This might be a lifelong process so I’m not sure when I’ll end the tutorial series. But it would be good to know if this is even useful to people
I’m learning a whole lot doing this so I’m hopeful someone else might as well
Also of course if you find any mistakes or have suggestions that would be cool too.
I’m imagining that in the future there could pretty easily be a type of clip that contains a whole timeline, and there’s a lot of interesting potential for clock and randomness manipulation that I’ve just started getting into, and for how to record and deal with envelopes that I’ve not gotten into at all.
@prko That’s just a security warning, you can visit the “unsafe” blog. I’m sure it’s not a big deal.
@Eric_Sluyter That sounds like a productive and constructive way to spend your recovery time! I hope you’re feeling better now.
I’ve never particularly favored the SuperCollider qt GUI. In my live performances, my instruments are designed in such a way that the interfaces merely serve to monitor the program’s status—hardly ever requiring me to use the mouse. I’m mostly on controllers and forget about the code )))
However, my recent explorations with GUI have led me to a somewhat unexpected conclusion. There are much better ways to work with it. If you’re using sc/qt, I think a layer that automatically updates in response to state changes (a reactive layer) can improve things a lot (from my point of view, of course). Check it out about reactive programming and immediate GUI. Specially reactive layer, it’s not so hard to adapt to sc/qt/
I just thought about it reading your last paragraph:
@prko thanks for the heads up. I had to update my SSL certificate which had expired.

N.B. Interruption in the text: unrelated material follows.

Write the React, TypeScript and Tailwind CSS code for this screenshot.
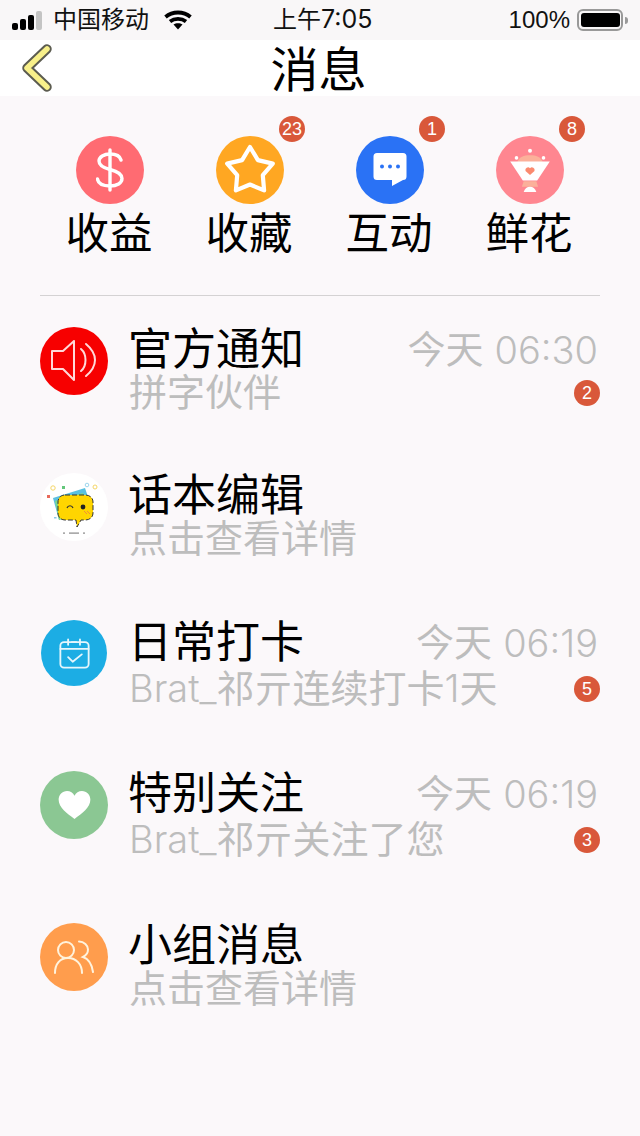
import type { ReactNode } from "react";

const font = "font-['Liberation_Sans','Noto_Sans_CJK_SC',sans-serif]";

function Badge({ n, className = "" }: { n: number; className?: string }) {
  return (
    <span className={`flex h-[26px] w-[26px] items-center justify-center rounded-full bg-[#d9583a] text-[18px] leading-none text-white ${className}`}>
      {n}
    </span>
  );
}

function Circle({ color, size = "h-[68px] w-[68px]", children }: { color: string; size?: string; children: ReactNode }) {
  return <div className={`flex shrink-0 items-center justify-center rounded-full ${size} ${color}`}>{children}</div>;
}

function Latin({ children }: { children: ReactNode }) {
  return <span className="font-['Inter'] text-[38px] font-light">{children}</span>;
}

const DollarIcon = (
  <svg width="28" height="44" viewBox="0 0 28 44" fill="none" stroke="#fff" strokeWidth="3.400" strokeLinecap="round">
    <path d="M25 12c-1-4-5-6-11-6S3 9 3 13c0 5 5 7 11 8.500s12 3.500 12 9c0 4.500-5 7.500-12 7.500S2 36 1.500 31" />
    <path d="M14 2v40" />
  </svg>
);

const StarIcon = (
  <svg width="56" height="56" viewBox="0 0 56 56" fill="none" stroke="#fff" strokeWidth="4.200" strokeLinejoin="round">
    <path d="M28 5L35.900 18.100 50.800 21.600 40.800 33.200 42.100 48.400 28 42.500 13.900 48.400 15.200 33.200 5.200 21.600 20.100 18.100z" />
  </svg>
);

const ChatIcon = (
  <svg width="34" height="36" viewBox="0 0 34 36">
    <path fill="#fff" d="M4 1h26a3.500 3.500 0 0 1 3.500 3.500v20a3.500 3.500 0 0 1-3.500 3.500L19 34v-6H4a3.500 3.500 0 0 1-3.500-3.500v-20A3.500 3.500 0 0 1 4 1z" />
    <circle cx="9" cy="14.500" r="2" fill="#2a72f5" />
    <circle cx="17" cy="14.500" r="2" fill="#2a72f5" />
    <circle cx="25" cy="14.500" r="2" fill="#2a72f5" />
  </svg>
);

const FlowerIcon = (
  <svg width="40" height="45" viewBox="0 0 44 50">
    <path fill="#fbb09a" d="M8 15c2-5 7-7 14-7s12 2 14 7l-2 3H10z" />
    <circle cx="22" cy="3" r="2.200" fill="#fff" />
    <circle cx="7" cy="11" r="2" fill="#fff" />
    <circle cx="37" cy="11" r="2" fill="#fff" />
    <path fill="#fff" d="M0 15h44l-14 21H14z" />
    <path fill="#fb8a6f" d="M22 30l-5-4.500a3 3 0 0 1 5-3 3 3 0 0 1 5 3z" />
    <path fill="#fbb09a" d="M15 37h14l2 6H13z" />
    <path fill="#fff" d="M15 49c1-4 4-6 7-6s6 2 7 6z" />
  </svg>
);

const SpeakerIcon = (
  <svg width="46" height="42" viewBox="0 0 46 42" fill="none" stroke="#ffd9d9" strokeWidth="2" strokeLinejoin="round" strokeLinecap="round">
    <path d="M1 11h11L23 1v39L12 29H1z" />
    <path d="M30 9C36 14 36 26 30 31" />
    <path d="M35 4C47 14 47 26 35 36" />
  </svg>
);

// 话本编辑的头像是一张小插画,这里只画大致形状
const MascotIcon = (
  <svg width="56" height="60" viewBox="0 0 56 60">
    <path fill="#5ac0e0" d="M7 21l32-10 4 12-30 20z" />
    <path fill="#7ed68a" d="M9 24l28-8 6 20-30 7z" />
    <path fill="#ffd500" stroke="#333" strokeWidth="1" strokeDasharray="5 2" d="M19 18h20c5 0 8 3 8 7v11c0 4-3 7-8 7h-4l-4 7-1-7H19c-4 0-7-3-7-7V25c0-4 3-7 7-7z" />
    <path fill="none" stroke="#333" strokeWidth="1.200" d="M21 31c1-3 5-3 6 0" />
    <circle cx="37" cy="30" r="2.400" fill="#222" />
    <path stroke="#f08a3c" strokeWidth="1" d="M38 34l3 3M41 34l3 3" />
    <rect x="1" y="18" width="3" height="3" fill="#e8695a" />
    <rect x="16" y="9" width="3" height="3" fill="#63c77a" />
    <circle cx="7" cy="11" r="2.200" fill="none" stroke="#f5d668" />
    <circle cx="49" cy="10" r="2" fill="none" stroke="#f5d668" />
    <circle cx="41" cy="8" r="1.800" fill="none" stroke="#9dd7ee" />
    <rect x="8" y="40" width="2.500" height="1.500" fill="#8cc8e8" />
    <rect x="23" y="55.500" width="10" height="1.200" fill="#888" />
    <rect x="17" y="55.500" width="2" height="1.200" fill="#888" />
    <rect x="37" y="55.500" width="2" height="1.200" fill="#888" />
  </svg>
);

const CalendarIcon = (
  <svg width="31" height="31" viewBox="0 0 34 34" fill="none" stroke="#e6f6fc" strokeWidth="2" strokeLinecap="round" strokeLinejoin="round">
    <rect x="1.500" y="4.500" width="31" height="28" rx="4" />
    <path d="M1.500 12h31M10 1.500v6M23 1.500v6M14 4.500h5" />
    <path d="M10 21l5 5 10-8" />
  </svg>
);

const HeartIcon = (
  <svg width="33" height="28" viewBox="0 0 34 30">
    <path fill="#fff" d="M17 30C9 24 0 18 0 9.500 0 4 4 0 9 0c3.500 0 6.500 2 8 5 1.500-3 4.500-5 8-5 5 0 9 4 9 9.500C34 18 25 24 17 30z" />
  </svg>
);

const GroupIcon = (
  <svg width="40" height="34" viewBox="0 0 40 34" fill="none" stroke="#fff3dd" strokeWidth="2" strokeLinecap="round">
    <circle cx="12" cy="10" r="8" />
    <path d="M1 33c0-9 5-15 13-15s14 6 14 15" />
    <path d="M25 1.500c5 0 9 4 9 8s-2 6-5 7.500c6 2 9 8 10 15" />
  </svg>
);

const shortcuts = [
  { label: "收益", color: "bg-[#ff6b72]", icon: DollarIcon },
  { label: "收藏", color: "bg-[#ffa722]", icon: StarIcon, badge: 23 },
  { label: "互动", color: "bg-[#2a72f5]", icon: ChatIcon, badge: 1 },
  { label: "鲜花", color: "bg-[#ff8690]", icon: FlowerIcon, badge: 8 },
];

const rows = [
  { title: "官方通知", sub: "拼字伙伴", day: "今天", clock: "06:30", badge: 2, color: "bg-[#f70000]", icon: SpeakerIcon, height: "h-[146px]", gap: "-mt-[4px]" },
  { title: "话本编辑", sub: "点击查看详情", color: "bg-white", icon: MascotIcon, height: "h-[147px]", gap: "-mt-[4px]" },
  { title: "日常打卡", sub: <><Latin>Brat_</Latin>祁亓连续打卡<Latin>1</Latin>天</>, day: "今天", clock: "06:19", badge: 5, color: "bg-[#1cade4]", size: "mx-[1px] h-[66px] w-[66px]", icon: CalendarIcon, height: "h-[151px]", gap: "-mt-[2px]" },
  { title: "特别关注", sub: <><Latin>Brat_</Latin>祁亓关注了您</>, day: "今天", clock: "06:19", badge: 3, color: "bg-[#8bc793]", icon: HeartIcon, height: "h-[152px]", gap: "-mt-[2px]" },
  { title: "小组消息", sub: "点击查看详情", color: "bg-[#ff9d4d]", icon: GroupIcon, height: "h-[100px]", gap: "-mt-[4px]" },
];

export default function App() {
  return (
    <div className={`flex h-[1136px] w-[640px] flex-col overflow-hidden bg-[#fbf8fa] text-black ${font}`}>
      {/* status bar */}
      <div className="relative flex h-10 items-center justify-between bg-[#f9f7f8] pl-3 pr-3 text-[24px] text-[#111]">
        <div className="flex items-center">
          <div className="flex items-end gap-[2px]">
            <span className="h-[7px] w-[6px] rounded-[2px] bg-black" />
            <span className="h-[11px] w-[6px] rounded-[2px] bg-black" />
            <span className="h-[15px] w-[6px] rounded-[2px] bg-black" />
            <span className="h-[19px] w-[6px] rounded-[2px] bg-[#c4c4c4]" />
          </div>
          <span className="ml-[11px]">中国移动</span>
          <svg className="ml-[15px]" width="28" height="20" viewBox="0 0 28 20" fill="none" stroke="#000" strokeWidth="3.800">
            <path d="M1.500 7c7-6 18-6 25 0" />
            <path d="M6 11.500c4.500-3.500 11.500-3.500 16 0" />
            <path fill="#000" stroke="none" d="M9.500 14.500c2.500-1.800 6.500-1.800 9 0L14 19.500z" />
          </svg>
        </div>
        <span className="absolute left-[273px] top-1/2 -translate-y-1/2">
          上午<span className="font-['Inter'] text-[25px]">7:05</span>
        </span>
        <div className="flex items-center">
          <span>100%</span>
          <div className="ml-[7px] flex h-[22px] w-[46px] items-center justify-center rounded-[6px] border-2 border-[#999]">
            <div className="h-[14px] w-[39px] rounded-[3px] bg-black" />
          </div>
          <span className="ml-[2px] h-[7px] w-[3px] rounded-r-sm bg-[#999]" />
        </div>
      </div>

      {/* nav bar */}
      <div className="relative flex h-14 items-center justify-center bg-white">
        <svg className="absolute left-[20px] top-[3px]" width="34" height="50" viewBox="0 0 34 50" fill="none" strokeLinecap="round" strokeLinejoin="round">
          <path d="M27 6L7 25l20 19" stroke="#5c5c50" strokeWidth="9.500" />
          <path d="M27 6L7 25l20 19" stroke="#f8f08a" strokeWidth="5.500" />
        </svg>
        <span className="mr-[3px] mt-[6px] text-[48px] leading-none">消息</span>
      </div>

      {/* shortcuts */}
      <div className="mx-10 flex justify-between border-b border-[#d4d2d3] px-[27px] pb-[35px] pt-[40px]">
        {shortcuts.map((s) => (
          <div key={s.label} className="flex w-[86px] flex-col items-center">
            <div className="relative">
              <Circle color={s.color}>{s.icon}</Circle>
              {s.badge !== undefined && <Badge n={s.badge} className="absolute -top-[20px] left-[63px]" />}
            </div>
            <span className="mr-[2px] mt-[4px] text-[43.500px] leading-[52px] whitespace-nowrap">{s.label}</span>
          </div>
        ))}
      </div>

      {/* message list */}
      <div className="mx-10 pt-[31px]">
        {rows.map((r) => (
          <div key={r.title} className={`flex ${r.height}`}>
            <Circle color={r.color} size={r.size}>{r.icon}</Circle>
            <div className="ml-[20px] flex-1">
              <div className="-mt-[2px] flex items-center justify-between">
                <span className="text-[44px] leading-[50px]">{r.title}</span>
                {r.clock && (
                  <span className="flex items-center gap-[11px] pr-[2px] text-[38px] leading-[50px] text-[#bdbdbd]">
                    {r.day}
                    <span className="font-['Inter'] font-light">{r.clock}</span>
                  </span>
                )}
              </div>
              <div className={`flex items-center justify-between ${r.gap}`}>
                <span className="pl-[1px] text-[38px] leading-[44px] whitespace-nowrap text-[#bdbdbd]">{r.sub}</span>
                {r.badge !== undefined && <Badge n={r.badge} />}
              </div>
            </div>
          </div>
        ))}
      </div>
    </div>
  );
}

@smoge thanks for these concepts. I lately am into using GUI to augment what ‘user code’ can do more easily, sometimes a mouse is the most expressive way of doing something and I think arranging in a timeline is a very good example of this…
I agree. I just think the default model in sc/qt is too troublesome, and sort of the contrary of this idea. They start with a fixed model. Very soon you will need a layer just to get things organized (model-view-control), or try more dynamic models like reactive and immediate. Specially for that kind of thing
This looks very promising. There’s some overlap with my ScTimeline quark (but yours offers much more graphical options - so I find it very promising!).
I have used my own timeline more than once and found a few things useful (which may, or may not, provide some inspiration for further extensions of your timeline)
e in approach I guess)
schedule based on start_time until duration has passed
schedule based on start_time and end_time
schedule based on start_time and lasting for no_of_events
schedule based on start_beat, stop_beat
schedule based on start_beat and lasting for no_of_events
time is absolute time (no tempoclock taken into account); beat is following tempoclock changes
Further it has some basic support for start playing in the middle of the timeline and generate a plot which can be shown standalone, or can be embedded in a Layout (nothing interactive though).
Thanks @shiihs and @julian I’ll take a look at sc-timeline and clothesline quarks for inspiration at least.
My thinking about different clocks for timing events (i.e. one that is time based and one that is beat based) is that if timelines can be embedded into each other they can all have different clocks. But since for me the point of an editable visualization is to line things up with each other I think a single timeline instance should use one timing system.
I also am interested in the possibility of an event with indeterminate end time; I want to make sure that the determinism works first though!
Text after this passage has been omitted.